Where a line in the listing below contains the word "index", copy that line.
--------
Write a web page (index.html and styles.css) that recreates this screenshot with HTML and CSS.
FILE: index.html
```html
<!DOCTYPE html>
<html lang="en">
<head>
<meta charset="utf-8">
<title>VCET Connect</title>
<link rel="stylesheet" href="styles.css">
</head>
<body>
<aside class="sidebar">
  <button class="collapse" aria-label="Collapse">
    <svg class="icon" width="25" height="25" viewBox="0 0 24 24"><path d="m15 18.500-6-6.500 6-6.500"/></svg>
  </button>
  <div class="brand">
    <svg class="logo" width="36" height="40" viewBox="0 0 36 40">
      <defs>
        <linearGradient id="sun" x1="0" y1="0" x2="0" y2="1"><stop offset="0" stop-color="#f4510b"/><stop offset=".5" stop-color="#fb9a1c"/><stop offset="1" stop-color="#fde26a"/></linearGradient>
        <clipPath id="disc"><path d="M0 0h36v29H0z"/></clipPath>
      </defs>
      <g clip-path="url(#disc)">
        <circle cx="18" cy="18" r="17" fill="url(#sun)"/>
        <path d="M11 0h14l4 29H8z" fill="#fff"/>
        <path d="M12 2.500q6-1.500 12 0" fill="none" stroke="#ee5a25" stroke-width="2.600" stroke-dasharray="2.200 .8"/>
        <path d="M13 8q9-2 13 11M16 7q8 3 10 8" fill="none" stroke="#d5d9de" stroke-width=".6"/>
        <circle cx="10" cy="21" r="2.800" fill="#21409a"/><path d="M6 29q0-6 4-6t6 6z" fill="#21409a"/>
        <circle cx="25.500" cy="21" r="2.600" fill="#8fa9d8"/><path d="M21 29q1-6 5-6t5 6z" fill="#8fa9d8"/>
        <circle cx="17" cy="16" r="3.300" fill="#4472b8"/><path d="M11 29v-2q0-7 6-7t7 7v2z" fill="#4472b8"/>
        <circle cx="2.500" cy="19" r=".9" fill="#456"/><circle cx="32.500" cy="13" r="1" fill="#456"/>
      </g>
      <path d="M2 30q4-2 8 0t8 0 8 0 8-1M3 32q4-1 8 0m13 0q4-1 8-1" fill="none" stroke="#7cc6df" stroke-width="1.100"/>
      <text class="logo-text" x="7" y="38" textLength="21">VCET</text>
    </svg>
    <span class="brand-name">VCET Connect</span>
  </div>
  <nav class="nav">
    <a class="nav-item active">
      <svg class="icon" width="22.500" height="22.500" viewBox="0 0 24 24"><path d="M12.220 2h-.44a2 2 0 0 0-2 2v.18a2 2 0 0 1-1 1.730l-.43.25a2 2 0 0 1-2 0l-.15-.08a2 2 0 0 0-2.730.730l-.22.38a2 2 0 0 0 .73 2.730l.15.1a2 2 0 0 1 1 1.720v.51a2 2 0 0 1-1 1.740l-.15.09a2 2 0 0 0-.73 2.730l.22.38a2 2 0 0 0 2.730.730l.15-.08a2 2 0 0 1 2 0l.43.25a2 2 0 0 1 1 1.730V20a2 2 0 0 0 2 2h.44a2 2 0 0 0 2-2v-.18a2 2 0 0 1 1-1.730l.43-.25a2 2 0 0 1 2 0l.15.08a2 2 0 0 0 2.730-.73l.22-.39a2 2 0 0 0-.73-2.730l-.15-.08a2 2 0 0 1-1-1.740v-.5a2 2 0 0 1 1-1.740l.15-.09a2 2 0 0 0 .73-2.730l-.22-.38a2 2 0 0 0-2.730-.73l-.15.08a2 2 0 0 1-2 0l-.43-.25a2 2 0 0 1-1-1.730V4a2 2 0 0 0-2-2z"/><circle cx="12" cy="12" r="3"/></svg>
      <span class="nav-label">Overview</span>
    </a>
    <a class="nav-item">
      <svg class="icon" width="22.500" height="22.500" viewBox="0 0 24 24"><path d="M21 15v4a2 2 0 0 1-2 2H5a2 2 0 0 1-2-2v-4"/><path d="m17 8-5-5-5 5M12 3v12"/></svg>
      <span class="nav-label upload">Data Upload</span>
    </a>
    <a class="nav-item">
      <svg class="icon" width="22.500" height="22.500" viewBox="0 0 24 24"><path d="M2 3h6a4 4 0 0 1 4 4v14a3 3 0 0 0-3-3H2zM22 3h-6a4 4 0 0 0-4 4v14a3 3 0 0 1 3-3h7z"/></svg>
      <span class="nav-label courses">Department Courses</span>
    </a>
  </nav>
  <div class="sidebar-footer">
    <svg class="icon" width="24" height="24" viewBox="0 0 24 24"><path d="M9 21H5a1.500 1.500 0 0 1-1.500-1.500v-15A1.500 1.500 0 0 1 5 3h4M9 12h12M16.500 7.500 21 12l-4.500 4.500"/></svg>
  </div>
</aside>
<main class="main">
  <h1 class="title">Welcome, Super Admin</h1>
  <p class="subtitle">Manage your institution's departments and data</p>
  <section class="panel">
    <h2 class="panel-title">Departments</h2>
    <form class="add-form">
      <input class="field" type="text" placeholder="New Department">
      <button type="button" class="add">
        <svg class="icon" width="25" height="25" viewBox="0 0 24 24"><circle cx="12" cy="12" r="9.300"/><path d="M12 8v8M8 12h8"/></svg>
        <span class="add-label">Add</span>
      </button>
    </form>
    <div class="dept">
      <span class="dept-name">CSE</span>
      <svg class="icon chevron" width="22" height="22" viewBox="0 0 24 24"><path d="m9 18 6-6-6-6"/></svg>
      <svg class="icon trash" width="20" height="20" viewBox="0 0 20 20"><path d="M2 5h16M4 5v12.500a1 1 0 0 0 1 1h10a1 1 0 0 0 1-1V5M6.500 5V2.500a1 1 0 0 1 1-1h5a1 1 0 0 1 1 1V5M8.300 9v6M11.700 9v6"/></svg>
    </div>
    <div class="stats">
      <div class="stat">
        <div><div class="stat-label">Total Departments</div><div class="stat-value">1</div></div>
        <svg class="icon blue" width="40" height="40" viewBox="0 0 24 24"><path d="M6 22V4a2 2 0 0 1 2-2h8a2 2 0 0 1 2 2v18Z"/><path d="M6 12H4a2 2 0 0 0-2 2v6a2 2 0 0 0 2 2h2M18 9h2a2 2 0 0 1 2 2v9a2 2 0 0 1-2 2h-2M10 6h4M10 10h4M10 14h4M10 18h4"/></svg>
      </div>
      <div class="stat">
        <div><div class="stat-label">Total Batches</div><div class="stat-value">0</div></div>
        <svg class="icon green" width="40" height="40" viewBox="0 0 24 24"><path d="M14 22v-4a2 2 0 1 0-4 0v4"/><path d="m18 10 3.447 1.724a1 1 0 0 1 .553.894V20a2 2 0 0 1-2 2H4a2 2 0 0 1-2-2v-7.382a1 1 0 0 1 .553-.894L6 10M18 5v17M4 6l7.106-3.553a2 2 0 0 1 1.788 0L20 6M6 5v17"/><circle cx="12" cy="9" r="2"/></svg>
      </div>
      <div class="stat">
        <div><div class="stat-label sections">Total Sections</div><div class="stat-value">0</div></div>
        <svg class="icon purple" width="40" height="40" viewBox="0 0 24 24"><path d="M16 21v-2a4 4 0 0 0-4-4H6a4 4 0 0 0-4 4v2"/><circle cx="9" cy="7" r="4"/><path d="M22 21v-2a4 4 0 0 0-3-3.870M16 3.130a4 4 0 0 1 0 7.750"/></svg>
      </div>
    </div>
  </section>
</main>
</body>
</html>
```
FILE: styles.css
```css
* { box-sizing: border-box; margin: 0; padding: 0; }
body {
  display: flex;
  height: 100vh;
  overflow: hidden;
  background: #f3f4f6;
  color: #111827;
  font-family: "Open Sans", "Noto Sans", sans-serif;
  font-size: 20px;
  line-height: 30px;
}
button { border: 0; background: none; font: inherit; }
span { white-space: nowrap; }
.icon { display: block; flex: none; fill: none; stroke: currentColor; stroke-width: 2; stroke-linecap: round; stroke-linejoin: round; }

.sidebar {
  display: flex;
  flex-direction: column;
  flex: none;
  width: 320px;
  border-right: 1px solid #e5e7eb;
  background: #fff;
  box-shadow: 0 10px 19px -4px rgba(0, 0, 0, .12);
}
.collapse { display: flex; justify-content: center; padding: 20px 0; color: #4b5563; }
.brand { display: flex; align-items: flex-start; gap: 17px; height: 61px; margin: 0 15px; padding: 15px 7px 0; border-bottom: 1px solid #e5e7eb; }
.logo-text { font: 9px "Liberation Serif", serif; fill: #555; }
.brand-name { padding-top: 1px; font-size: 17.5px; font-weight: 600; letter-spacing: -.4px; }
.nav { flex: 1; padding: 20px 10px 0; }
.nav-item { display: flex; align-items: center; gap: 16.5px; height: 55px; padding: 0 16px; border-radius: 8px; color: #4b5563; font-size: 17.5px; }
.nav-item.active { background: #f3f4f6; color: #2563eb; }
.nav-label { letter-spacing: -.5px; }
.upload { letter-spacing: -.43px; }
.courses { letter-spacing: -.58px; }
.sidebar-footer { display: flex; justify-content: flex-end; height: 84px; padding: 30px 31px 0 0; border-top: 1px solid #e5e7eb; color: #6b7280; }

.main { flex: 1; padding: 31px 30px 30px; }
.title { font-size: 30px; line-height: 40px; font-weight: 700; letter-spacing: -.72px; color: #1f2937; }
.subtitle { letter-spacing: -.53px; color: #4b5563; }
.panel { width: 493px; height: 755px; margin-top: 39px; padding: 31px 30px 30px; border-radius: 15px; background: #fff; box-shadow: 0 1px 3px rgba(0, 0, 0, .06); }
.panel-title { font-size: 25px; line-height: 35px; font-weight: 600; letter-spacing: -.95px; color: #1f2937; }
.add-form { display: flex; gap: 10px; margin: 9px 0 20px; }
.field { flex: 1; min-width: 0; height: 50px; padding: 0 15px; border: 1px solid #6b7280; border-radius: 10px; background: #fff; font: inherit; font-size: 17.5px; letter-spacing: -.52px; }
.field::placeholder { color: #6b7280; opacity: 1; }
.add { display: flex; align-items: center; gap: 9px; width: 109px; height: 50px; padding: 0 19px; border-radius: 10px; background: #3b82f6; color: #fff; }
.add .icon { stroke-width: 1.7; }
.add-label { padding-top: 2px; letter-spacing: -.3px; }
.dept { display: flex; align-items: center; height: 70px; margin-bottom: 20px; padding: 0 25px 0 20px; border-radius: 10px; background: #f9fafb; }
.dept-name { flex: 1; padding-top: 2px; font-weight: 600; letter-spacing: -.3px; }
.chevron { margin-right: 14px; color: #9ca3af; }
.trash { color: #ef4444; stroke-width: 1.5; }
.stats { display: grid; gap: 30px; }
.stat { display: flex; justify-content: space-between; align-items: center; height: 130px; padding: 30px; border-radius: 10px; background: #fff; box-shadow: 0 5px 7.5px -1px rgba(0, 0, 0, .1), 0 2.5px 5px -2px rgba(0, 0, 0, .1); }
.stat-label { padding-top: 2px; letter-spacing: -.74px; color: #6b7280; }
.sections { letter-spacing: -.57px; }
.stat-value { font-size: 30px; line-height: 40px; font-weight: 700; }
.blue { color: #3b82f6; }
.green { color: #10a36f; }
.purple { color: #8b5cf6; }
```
--------
TASK SOLUTION.
Write a web page (index.html and styles.css) that recreates this screenshot with HTML and CSS.
FILE: index.html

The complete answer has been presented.